All this translates into lower installation, maintenance, hardware, upgrade and support costs. For small businesses, those savings are significant and mean that there are additional resources to support other critical aspects of the business like product development and marketing.

A good example of the cost savings to be had with the SaaS model is Adobe Photoshop. This used to be very expensive to purchase as a standalone piece of software; however, with the introduction of the Adobe Creative Cloud it then became affordable to many more companies and individuals and almost revolutionised the industry overnight.

The same can also be said of MS Office with the introduction of Office 365 and Google’s G Suite which have made cloud computing accessible and affordable to millions of SMEs and startups worldwide.


Cost Certainty

Cost certainty is just as important to any SME or startup as cost savings. Most SaaS providers operate on a pay as you go model. The actual cost structure can vary but usually it’s on a number of users, monthly or one-time cost basis.

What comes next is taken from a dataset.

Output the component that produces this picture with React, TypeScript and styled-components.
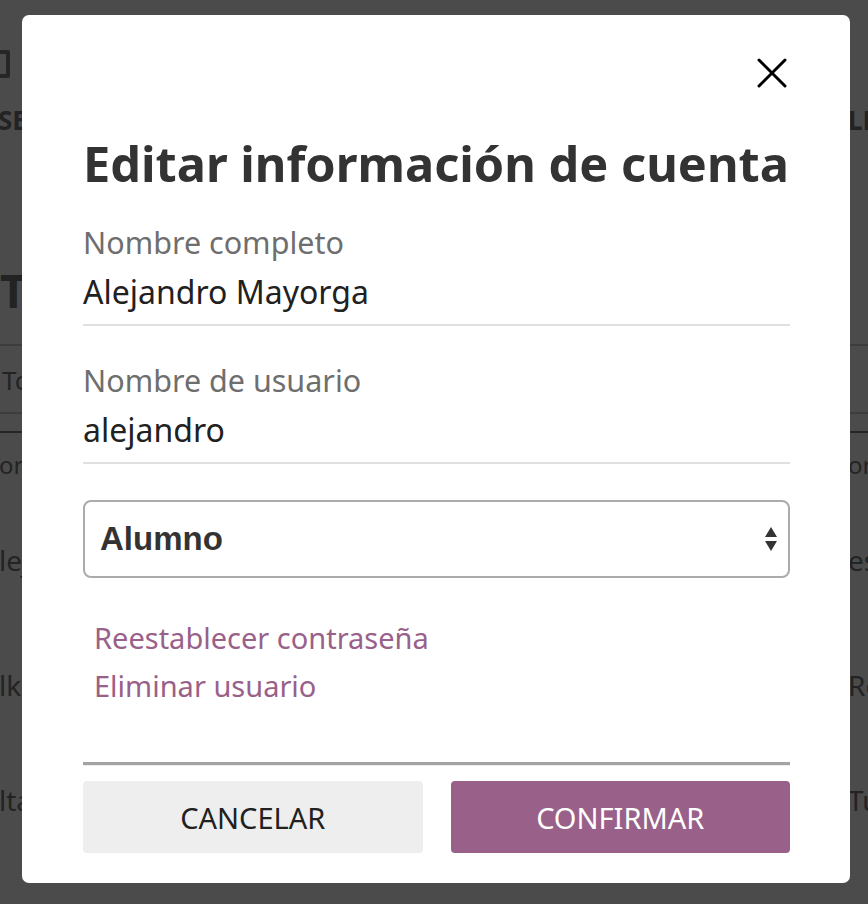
import styled, { createGlobalStyle } from "styled-components";

const GlobalStyle = createGlobalStyle`
  html, body {
    margin: 0;
    padding: 0;
    height: 100%;
    overflow: hidden;
  }
  body {
    font-family: "Noto Sans", "Open Sans", sans-serif;
    background: #4b4b4b;
  }
`;

function App() {
  return (
    <>
      <GlobalStyle />
      <Page>
        <TopBar>
          <SquareIcon />
        </TopBar>
        <BgRow $top={22} $size={26} $weight={700}>
          <BgLeft $shift={-2}>SESIONES</BgLeft>
          <BgRight>LECCIONES</BgRight>
        </BgRow>
        <BgRow $top={120} $size={46} $weight={700} $lh={60}>
          <BgLeft $shift={0}>Todos</BgLeft>
        </BgRow>
        <Rule $top={24} />
        <BgRow $top={12} $size={26} $lh={44}>
          <BgLeft $shift={2}>Todos</BgLeft>
        </BgRow>
        <Rule $top={10} />
        <Rule $top={17} $dark />
        <BgRow $top={12} $size={24}>
          <BgLeft $shift={-1}>orden</BgLeft>
          <BgRight>orden</BgRight>
        </BgRow>
        <BgRow $top={55}>
          <BgLeft $shift={-1}>lejandro</BgLeft>
          <BgRight>estudiante</BgRight>
        </BgRow>
        <BgRow $top={85}>
          <BgLeft $shift={-1}>lkira</BgLeft>
          <BgRight>Rol</BgRight>
        </BgRow>
        <BgRow $top={75}>
          <BgLeft $shift={-1}>ltair</BgLeft>
          <BgRight>Tutor</BgRight>
        </BgRow>
      </Page>

      <Overlay>
        <Modal>
          <CloseRow>
            <CloseButton aria-label="Cerrar">
              <svg width="30" height="30" viewBox="0 0 30 30">
                <path
                  d="M2 2 L28 28 M28 2 L2 28"
                  stroke="#000"
                  strokeWidth="3"
                  strokeLinecap="round"
                />
              </svg>
            </CloseButton>
          </CloseRow>
          <Title>Editar información de cuenta</Title>

          <Field>
            <Label>Nombre completo</Label>
            <Value>Alejandro Mayorga</Value>
          </Field>
          <Field>
            <Label>Nombre de usuario</Label>
            <Value>alejandro</Value>
          </Field>

          <SelectBox>
            <SelectText>Alumno</SelectText>
            <svg width="14" height="26" viewBox="0 0 14 26">
              <path d="M7 1 L13 11 L1 11 Z" fill="#333" />
              <path d="M1 15 L13 15 L7 25 Z" fill="#333" />
            </svg>
          </SelectBox>

          <Links>
            <LinkText>Reestablecer contraseña</LinkText>
            <LinkText>Eliminar usuario</LinkText>
          </Links>

          <Divider />

          <Actions>
            <Button>CANCELAR</Button>
            <Button $primary>CONFIRMAR</Button>
          </Actions>
        </Modal>
      </Overlay>
    </>
  );
}
export default App;

const Page = styled.div`
  display: flex;
  flex-direction: column;
  color: #232323;
  height: 904px;
  overflow: hidden;
`;

const TopBar = styled.div`
  height: 78px;
  display: flex;
  align-items: flex-end;
`;

const SquareIcon = styled.div`
  width: 22px;
  height: 28px;
  margin-left: -12px;
  border: 4px solid #262626;
  box-sizing: border-box;
  border-radius: 2px;
`;

const BgRow = styled.div<{ $top: number; $size?: number; $weight?: number; $lh?: number }>`
  display: flex;
  margin-top: ${(p) => p.$top}px;
  font-size: ${(p) => p.$size ?? 28}px;
  font-weight: ${(p) => p.$weight ?? 400};
  line-height: ${(p) => p.$lh ?? 40}px;
  white-space: nowrap;
`;

const BgLeft = styled.span<{ $shift: number }>`
  flex: 0 0 auto;
  width: 848px;
  margin-left: ${(p) => p.$shift}px;
  margin-right: ${(p) => -p.$shift}px;
`;

const BgRight = styled.span`
  flex: 0 0 auto;
`;

const Rule = styled.div<{ $top: number; $dark?: boolean }>`
  flex: 0 0 auto;
  height: 2px;
  background: ${(p) => (p.$dark ? "#262626" : "#3c3c3c")};
  margin-top: ${(p) => p.$top}px;
`;

const Overlay = styled.div`
  position: fixed;
  inset: 0;
  display: flex;
  align-items: center;
  justify-content: center;
`;

const Modal = styled.div`
  width: 828px;
  height: 868px;
  box-sizing: border-box;
  margin-left: 4px;
  margin-top: -6px;
  padding: 36px 60px 30px 61px;
  background: #fff;
  border-radius: 7px;
  display: flex;
  flex-direction: column;
`;

const CloseRow = styled.div`
  display: flex;
  justify-content: flex-end;
  margin-right: -4px;
`;

const CloseButton = styled.button`
  width: 44px;
  height: 44px;
  border: none;
  background: transparent;
  padding: 0;
  display: flex;
  align-items: center;
  justify-content: center;
  cursor: pointer;
`;

const Title = styled.h1`
  margin: 35px 0 26px;
  font-size: 48.7px;
  font-weight: 700;
  line-height: 66px;
  color: #333;
  white-space: nowrap;
`;

const Field = styled.div`
  display: flex;
  flex-direction: column;
  border-bottom: 2px solid #e0e0e0;
  margin-bottom: 34px;
  padding-bottom: 8px;
`;

const Label = styled.div`
  font-size: 30.5px;
  line-height: 40px;
  color: #6e6e6e;
`;

const Value = styled.div`
  font-size: 32px;
  line-height: 48px;
  margin-top: 6px;
  color: #212121;
`;

const SelectBox = styled.div`
  height: 78px;
  margin-top: 2px;
  box-sizing: border-box;
  border: 2px solid #ababab;
  border-radius: 8px;
  display: flex;
  align-items: center;
  justify-content: space-between;
  padding: 0 10px 0 15px;
`;

const SelectText = styled.span`
  font-family: "Liberation Sans", Arial, sans-serif;
  font-size: 33px;
  font-weight: 700;
  color: #333;
`;

const Links = styled.div`
  display: flex;
  flex-direction: column;
  margin-top: 36px;
  padding-left: 11px;
`;

const LinkText = styled.a`
  font-size: 29px;
  line-height: 48px;
  color: #996189;
  cursor: pointer;
`;

const Divider = styled.div`
  margin-top: 52px;
  height: 3px;
  background: #a3a3a3;
  border-bottom: 1px solid #eeeeee;
`;

const Actions = styled.div`
  display: grid;
  grid-template-columns: 1fr 1fr;
  gap: 28px;
  margin-top: 15px;
`;

const Button = styled.button<{ $primary?: boolean }>`
  height: 72px;
  border: none;
  border-radius: 4px;
  font-family: "Noto Sans", "Open Sans", sans-serif;
  font-size: 29px;
  background: ${(p) => (p.$primary ? "#996189" : "#eeeeee")};
  color: ${(p) => (p.$primary ? "#ffffff" : "#212121")};
  cursor: pointer;
`;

For small businesses this means that asset acquisition costs can now be transitioned to recurring operating costs, which allows for easier, more predictable budgeting. And when resources are limited, knowing exactly how much your cloud computing is going to cost each month is a huge bonus for cash-strapped, time-starved small business owners or startup entrepreneurs.

What’s more, users can also terminate SaaS agreements at short notice if they need to reduce or stop these recurring costs.


Try Before You Buy

Another great advantage of the SaaS distribution model is that most providers will allow you to try before you buy. It’s a very competitive market out there and so nowadays most providers offer the opportunity to test the software before you sign on the dotted line.

It might be a free demonstration, a shared screen tour, webinar or a free trial, but the end result is the same: the ability to really get your hands dirty and assess whether the software is a good match for your business’s needs.

In years gone by many an SME or startup made expensive mistakes in purchasing hardware or software that turned out to be a disappointment or wasn’t all it was cracked up to be.

And because the initial investment was so great, the business simply had to suck it up and make do. Cloud computing and SaaS providers have, thankfully, largely done away with this costly possibility.

Try before you buy also means that businesses no longer need to go through an extended period of testing and piloting as all the hard work has already been done by the SaaS provider. What’s more, the onus is on the provider to refine, update and backup the product if they want to continue to be competitive in a busy marketplace.

In addition, staff training costs are significantly reduced with the ongoing support of the SaaS provider. It’s in their interests to make the software as user-friendly and easy to operate and manage as possible.

Many go to significant lengths to make the implementation process as smooth as possible for businesses. SMEs and startups can, therefore, reap the rewards in terms of lower implementation costs as well as reduced staff training budgets. It also means that the software can be embedded within the organization quickly and easily which leads to further savings in more efficient and effective processes.

A good illustration of the advantages of try before you buy is the cloud intranet. Before the cloud, any business wanting to introduce an intranet would be facing a long road involving many twists and turns: design issues, writing the software, hosting on a company server, piloting, testing, staff training and ongoing management and maintenance costs.

Creating an intranet from scratch isn’t for the faint-hearted. It’s a long, drawn-out process, involving a significant investment of time and resources. Fast forward to the cloud and it’s a completely different story.

There are a number of SaaS providers out there offering tried and tested, easy to setup and manage intranet software that you can customize to suit your business’s needs. What’s more, most providers offer some sort of free demo or trial so that the risk to you in terms of making a wrong choice is greatly reduced.


Consistent, Competitive Pricing

And so as well as all the other often-cited advantages of cloud computing, don’t underestimate the importance of consistent and competitive pricing. After all, access to the very latest technology at a great price for SMEs and startups, especially, could well make the difference between success and failure.